### Stated task
Copy out, with no alterations, the lines below running from the one containing "What React, TypeScript" to the one containing "import React from", inclusive at each end; pictures are omitted.

### Supplied material
::::
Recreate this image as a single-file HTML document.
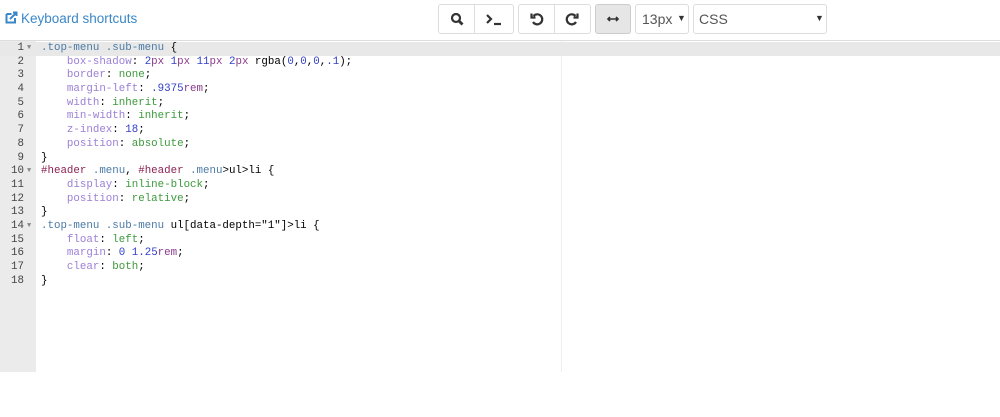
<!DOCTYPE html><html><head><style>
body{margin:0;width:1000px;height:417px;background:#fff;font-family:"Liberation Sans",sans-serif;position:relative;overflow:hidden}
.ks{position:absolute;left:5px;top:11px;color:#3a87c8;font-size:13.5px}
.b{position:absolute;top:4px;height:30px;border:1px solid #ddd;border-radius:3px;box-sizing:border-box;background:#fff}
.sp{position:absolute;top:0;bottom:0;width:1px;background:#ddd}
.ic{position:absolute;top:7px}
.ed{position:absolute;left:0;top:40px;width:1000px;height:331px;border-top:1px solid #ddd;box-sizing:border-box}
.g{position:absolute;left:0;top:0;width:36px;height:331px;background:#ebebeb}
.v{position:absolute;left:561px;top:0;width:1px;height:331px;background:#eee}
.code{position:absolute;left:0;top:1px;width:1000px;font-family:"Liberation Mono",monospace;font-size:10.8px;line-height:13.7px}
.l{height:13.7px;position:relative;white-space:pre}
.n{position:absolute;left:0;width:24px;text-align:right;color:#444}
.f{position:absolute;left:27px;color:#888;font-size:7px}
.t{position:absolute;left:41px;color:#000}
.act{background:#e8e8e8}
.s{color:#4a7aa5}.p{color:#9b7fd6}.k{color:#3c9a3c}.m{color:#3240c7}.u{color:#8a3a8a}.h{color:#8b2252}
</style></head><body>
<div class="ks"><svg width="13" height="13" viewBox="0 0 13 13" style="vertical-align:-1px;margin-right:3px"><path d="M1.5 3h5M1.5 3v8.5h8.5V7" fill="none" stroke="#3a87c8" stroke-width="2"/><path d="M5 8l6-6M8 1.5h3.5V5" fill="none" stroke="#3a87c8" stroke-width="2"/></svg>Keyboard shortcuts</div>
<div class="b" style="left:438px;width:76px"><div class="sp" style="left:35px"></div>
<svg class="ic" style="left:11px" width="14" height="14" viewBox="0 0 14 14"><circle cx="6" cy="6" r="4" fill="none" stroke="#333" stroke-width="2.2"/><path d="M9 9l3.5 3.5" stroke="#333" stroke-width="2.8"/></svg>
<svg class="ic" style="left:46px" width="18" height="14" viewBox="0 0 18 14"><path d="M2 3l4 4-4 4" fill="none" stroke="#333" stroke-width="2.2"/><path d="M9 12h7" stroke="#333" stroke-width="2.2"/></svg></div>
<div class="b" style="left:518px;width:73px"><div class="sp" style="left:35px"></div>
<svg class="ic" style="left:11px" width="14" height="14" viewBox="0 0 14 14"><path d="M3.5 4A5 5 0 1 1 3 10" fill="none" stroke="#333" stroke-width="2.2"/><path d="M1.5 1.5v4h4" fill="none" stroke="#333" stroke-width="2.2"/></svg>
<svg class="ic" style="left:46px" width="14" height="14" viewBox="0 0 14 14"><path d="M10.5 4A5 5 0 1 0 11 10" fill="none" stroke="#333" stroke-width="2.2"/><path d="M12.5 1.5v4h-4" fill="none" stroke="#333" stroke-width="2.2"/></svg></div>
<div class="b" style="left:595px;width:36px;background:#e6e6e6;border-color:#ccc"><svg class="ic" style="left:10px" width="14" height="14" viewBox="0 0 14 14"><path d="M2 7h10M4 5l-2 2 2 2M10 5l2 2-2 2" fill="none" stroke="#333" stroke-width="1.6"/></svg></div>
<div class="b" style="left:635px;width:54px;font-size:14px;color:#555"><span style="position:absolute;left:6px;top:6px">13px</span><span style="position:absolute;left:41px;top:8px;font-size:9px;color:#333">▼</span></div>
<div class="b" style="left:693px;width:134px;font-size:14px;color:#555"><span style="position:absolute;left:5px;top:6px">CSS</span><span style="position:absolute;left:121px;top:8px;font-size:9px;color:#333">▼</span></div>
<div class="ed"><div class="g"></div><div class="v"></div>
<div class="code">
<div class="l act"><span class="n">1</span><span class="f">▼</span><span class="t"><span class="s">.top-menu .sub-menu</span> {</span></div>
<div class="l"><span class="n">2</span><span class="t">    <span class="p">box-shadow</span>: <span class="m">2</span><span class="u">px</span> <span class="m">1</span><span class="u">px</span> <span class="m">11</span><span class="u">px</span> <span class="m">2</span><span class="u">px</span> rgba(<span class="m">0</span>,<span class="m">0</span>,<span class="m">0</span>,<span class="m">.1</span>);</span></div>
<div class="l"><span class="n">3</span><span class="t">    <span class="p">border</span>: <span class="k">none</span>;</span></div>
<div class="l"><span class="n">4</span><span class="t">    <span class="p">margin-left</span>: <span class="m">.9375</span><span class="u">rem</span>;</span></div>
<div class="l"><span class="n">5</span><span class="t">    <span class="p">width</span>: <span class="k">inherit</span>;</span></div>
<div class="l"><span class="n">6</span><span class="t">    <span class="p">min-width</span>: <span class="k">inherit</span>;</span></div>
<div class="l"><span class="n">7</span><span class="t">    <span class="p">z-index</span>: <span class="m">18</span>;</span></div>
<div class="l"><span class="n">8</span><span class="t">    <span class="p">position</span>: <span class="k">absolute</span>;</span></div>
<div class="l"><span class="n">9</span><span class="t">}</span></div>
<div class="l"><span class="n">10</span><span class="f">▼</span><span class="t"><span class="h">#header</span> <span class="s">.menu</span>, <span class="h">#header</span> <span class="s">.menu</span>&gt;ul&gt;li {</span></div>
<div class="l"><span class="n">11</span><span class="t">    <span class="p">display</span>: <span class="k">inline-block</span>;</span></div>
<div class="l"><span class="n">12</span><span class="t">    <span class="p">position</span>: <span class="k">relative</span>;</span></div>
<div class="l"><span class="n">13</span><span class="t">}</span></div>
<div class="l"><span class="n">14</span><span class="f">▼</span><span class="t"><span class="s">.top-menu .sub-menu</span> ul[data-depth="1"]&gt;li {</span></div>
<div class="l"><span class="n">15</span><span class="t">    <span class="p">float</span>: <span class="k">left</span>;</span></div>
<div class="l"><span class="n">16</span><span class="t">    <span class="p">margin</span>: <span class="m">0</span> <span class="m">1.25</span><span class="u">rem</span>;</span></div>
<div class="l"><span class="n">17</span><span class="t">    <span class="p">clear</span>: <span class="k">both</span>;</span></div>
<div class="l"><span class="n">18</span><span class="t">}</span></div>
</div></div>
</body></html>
::::
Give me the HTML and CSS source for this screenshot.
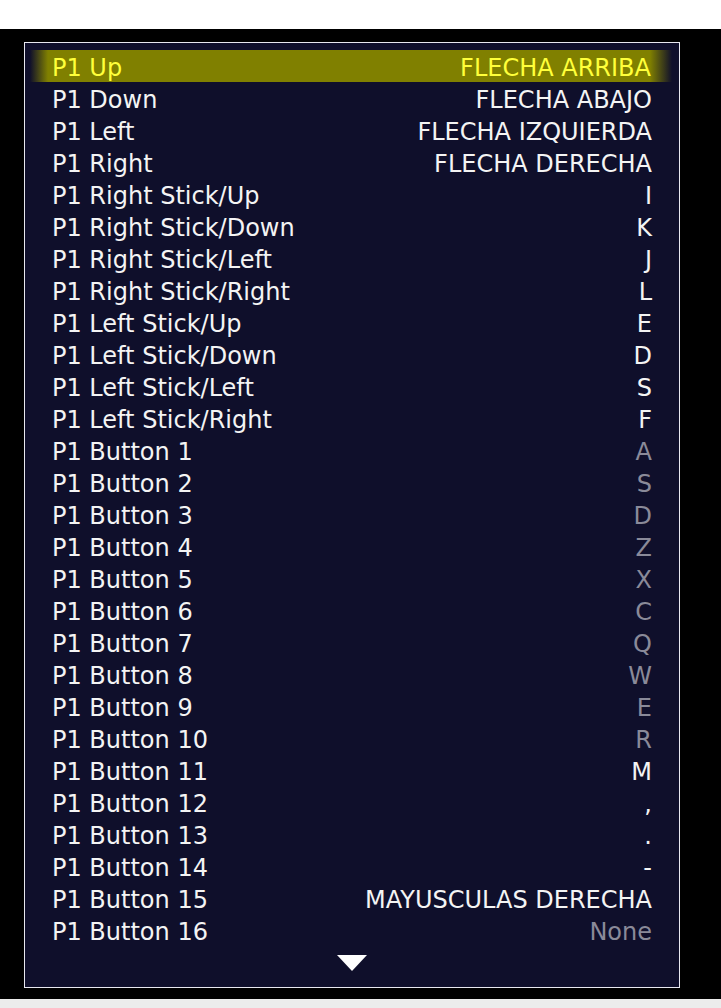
::::
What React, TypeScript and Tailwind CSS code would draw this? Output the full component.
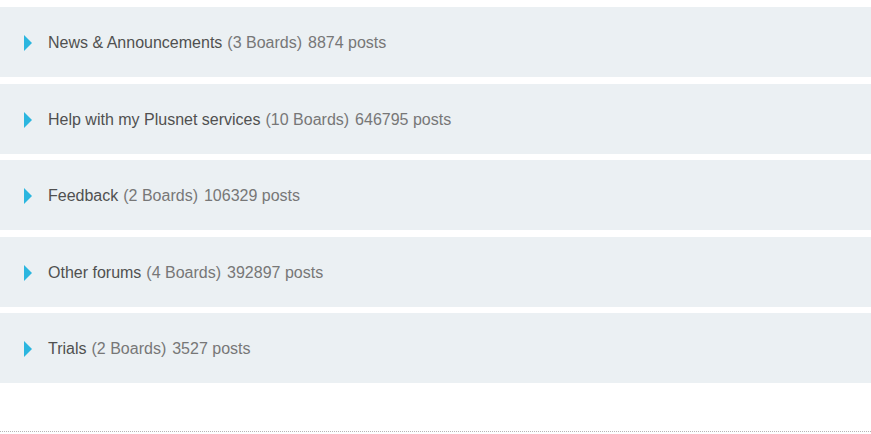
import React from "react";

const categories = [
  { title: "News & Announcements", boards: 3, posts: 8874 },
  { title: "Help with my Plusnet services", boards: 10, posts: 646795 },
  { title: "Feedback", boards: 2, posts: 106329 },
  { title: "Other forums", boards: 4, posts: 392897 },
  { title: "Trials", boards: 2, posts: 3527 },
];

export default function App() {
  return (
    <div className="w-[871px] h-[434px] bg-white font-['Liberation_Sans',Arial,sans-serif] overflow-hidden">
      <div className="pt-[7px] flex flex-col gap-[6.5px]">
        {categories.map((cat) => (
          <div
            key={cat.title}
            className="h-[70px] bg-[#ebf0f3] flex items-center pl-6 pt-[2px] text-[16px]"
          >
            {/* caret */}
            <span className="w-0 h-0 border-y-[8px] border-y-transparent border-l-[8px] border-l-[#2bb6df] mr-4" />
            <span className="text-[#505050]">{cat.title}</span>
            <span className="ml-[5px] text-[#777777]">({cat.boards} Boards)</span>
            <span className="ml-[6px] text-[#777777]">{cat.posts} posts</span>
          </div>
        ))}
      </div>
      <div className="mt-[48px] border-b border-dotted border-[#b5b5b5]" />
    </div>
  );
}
::::
### Completed task
What React, TypeScript and Tailwind CSS code would draw this? Output the full component.
import React from "react";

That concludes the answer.